For my thesis I am investigating sonic spaces that exist under the coverage of mass surveillance technology. My aim is to identify the properties of sounds that make them “surveillable” and to create sounds that exist outside of surveillable spheres. There has been a moderate amount of investigation into issues of mass video surveillance from a theory standpoint, but surprisingly little research has been conducted within the realm of audio surveillance. What makes sound unique in the discussion of surveillance technology? Is there something about the listening that people view as less inherently sacred and private than seeing? With what we have learned from recent government whistleblowers and the state-of-the-art technological capabilities of surveillance systems, it is clear that all citizens in Western society should operate on the assumption that they are always being listened to. Given this reality, the need for a technology that responds to such an invasion of privacy is apparent.


Surveillance technology at its core attempts to identify “important” versus “unimportant sounds” and categorize them into further degrees of utility. An example of a technology I’m referring to is speech transcription software. A speech detection system would first perform what is known as a source separation task, where it would attempt to separate out spoken words from background noise in a recording that contains both sounds on top of each other. After this point the algorithm would try to understand what words were being said and then flag words and phrases of significance.

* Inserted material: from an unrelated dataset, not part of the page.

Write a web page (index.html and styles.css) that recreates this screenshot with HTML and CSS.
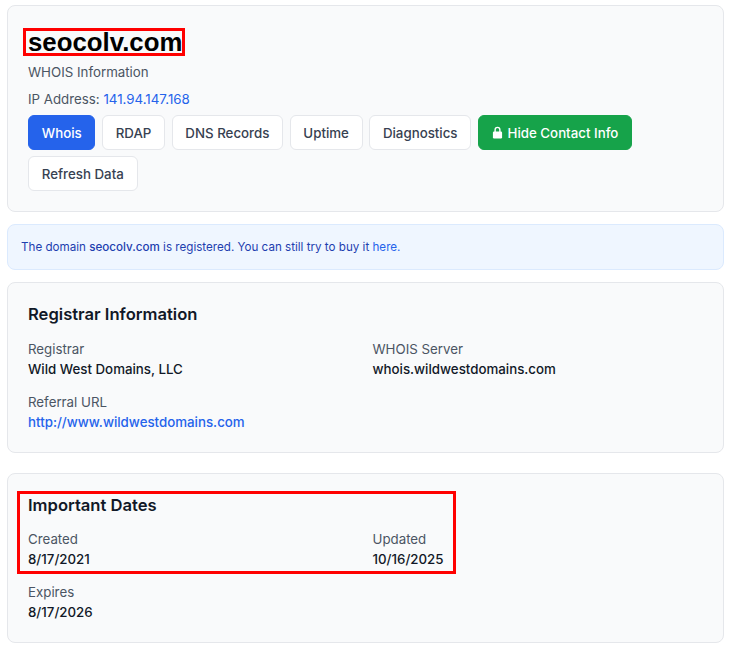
FILE: index.html
```html
<!DOCTYPE html>
<html lang="en">

<head>
    <meta charset="UTF-8">
    <meta name="viewport" content="width=device-width, initial-scale=1.0">
    <title>seocolv.com WHOIS Information</title>
    <link rel="stylesheet" href="styles.css">
</head>

<body>
    <div class="card header-card">
        <h1><span class="marked">seocolv.com</span></h1>
        <p class="subtitle">WHOIS Information</p>
        <p class="ip">IP Address: <a href="#">141.94.147.168</a></p>
        <div class="actions">
            <a href="#" class="btn btn-primary">Whois</a>
            <a href="#" class="btn">RDAP</a>
            <a href="#" class="btn">DNS Records</a>
            <a href="#" class="btn">Uptime</a>
            <a href="#" class="btn">Diagnostics</a>
            <a href="#" class="btn btn-success">
                <svg class="lock" viewBox="0 0 12 14" width="11" height="13" aria-hidden="true">
                    <path d="M3.4 6.5V4a2.6 2.6 0 0 1 5.2 0v2.5" fill="none" stroke="currentColor" stroke-width="1.5"/>
                    <rect x="1" y="6" width="10" height="7.6" rx="1.3" fill="currentColor"/>
                </svg>
                Hide Contact Info
            </a>
            <a href="#" class="btn">Refresh Data</a>
        </div>
    </div>

    <div class="notice">
        The domain <strong>seocolv.com</strong> is registered. You can still try to buy it <a href="#">here.</a>
    </div>

    <div class="card section">
        <h2>Registrar Information</h2>
        <div class="fields">
            <div class="field">
                <div class="label">Registrar</div>
                <div class="value">Wild West Domains, LLC</div>
            </div>
            <div class="field">
                <div class="label">WHOIS Server</div>
                <div class="value">whois.wildwestdomains.com</div>
            </div>
            <div class="field">
                <div class="label">Referral URL</div>
                <div class="value"><a href="#">http://www.wildwestdomains.com</a></div>
            </div>
        </div>
    </div>

    <div class="card section dates">
        <div class="highlight"></div>
        <h2>Important Dates</h2>
        <div class="fields">
            <div class="field">
                <div class="label">Created</div>
                <div class="value">8/17/2021</div>
            </div>
            <div class="field">
                <div class="label">Updated</div>
                <div class="value">10/16/2025</div>
            </div>
            <div class="field">
                <div class="label">Expires</div>
                <div class="value">8/17/2026</div>
            </div>
        </div>
    </div>
</body>

</html>
```

FILE: styles.css
```css
body {
    font-family: Inter, "Liberation Sans", sans-serif;
    font-size: 13.3px;
    line-height: 20px;
    margin: 0;
    padding: 5px 7px;
    background-color: #fff;
    color: #111827;
}

a {
    color: #2563eb;
    text-decoration: none;
}

.card {
    background-color: #f9fafb;
    border: 1px solid #e5e7eb;
    border-radius: 8px;
    padding: 20px;
}

.header-card {
    margin-bottom: 12px;
}

h1 {
    font-family: "Liberation Sans", Arial, sans-serif;
    font-size: 25.8px;
    line-height: 28px;
    font-weight: 700;
    margin: 2px 0 6px;
    color: #000;
}

.marked {
    display: inline-block;
    line-height: 24px;
    outline: 3px solid #f00;
    outline-offset: -1px;
    padding: 0 1px 0 3px;
    margin-left: -3px;
}

.subtitle,
.ip {
    margin: 0;
    color: #4b5563;
}

.subtitle {
    margin-bottom: 7px;
}

.actions {
    display: flex;
    flex-wrap: wrap;
    gap: 6px 6.4px;
    margin-top: 6px;
}

.btn {
    display: flex;
    align-items: center;
    gap: 5px;
    box-sizing: border-box;
    height: 35px;
    padding: 0 12.8px;
    background-color: #fff;
    border: 1px solid #e5e7eb;
    border-radius: 6px;
    color: #374151;
    font-weight: 500;
}

.btn-primary {
    background-color: #2563eb;
    border-color: #2563eb;
    color: #fff;
}

.btn-success {
    background-color: #16a34a;
    border-color: #16a34a;
    color: #fff;
}

.notice {
    background-color: #eff6ff;
    border: 1px solid #dbeafe;
    border-radius: 8px;
    padding: 13px;
    margin-bottom: 12px;
    font-size: 11.64px;
    line-height: 18px;
    color: #1e40af;
}

.notice strong {
    font-weight: 500;
}

.section {
    margin-bottom: 20.5px;
    padding-top: 19px;
    position: relative;
}

h2 {
    font-size: 16.6px;
    line-height: 24px;
    font-weight: 600;
    margin: 0 0 12.5px;
    color: #111827;
}

.dates h2 {
    margin-bottom: 11.5px;
}

.fields {
    display: grid;
    grid-template-columns: 1fr 1fr;
    gap: 13px 14px;
}

.label {
    color: #4b5563;
}

.value {
    font-weight: 500;
    color: #111827;
}

.value a {
    color: #2563eb;
}

.highlight {
    position: absolute;
    left: 9px;
    top: 17px;
    width: 433px;
    height: 77px;
    border: 3px solid #f00;
}
```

These algorithms work because of physical properties of speech (the “important” sound) in comparison to something like a washing machine whirring (the “unimportant” sound). In other words, the speech often looks different to the machine on a fundamental level. In the early days of Machine Listening these differences were explored as mathematical truths, but the properties of those maths can only extend so far. Presently most source separation algorithms are employing some level of machine learning, and the most cutting-edge research revolves around deep learning techniques using massive amounts of data.

My project attempts to understand why some sounds are easily separated and others are not. I will then be creating a system to synthesize sounds that, when played in conjunction with “important” sounds, result in sounds that don’t have the properties that would identify them as “important”. This process would convert “important” sounds to “unimportant” ones, marking them as useless and thus makes them, for all intents and purposes, undetectable.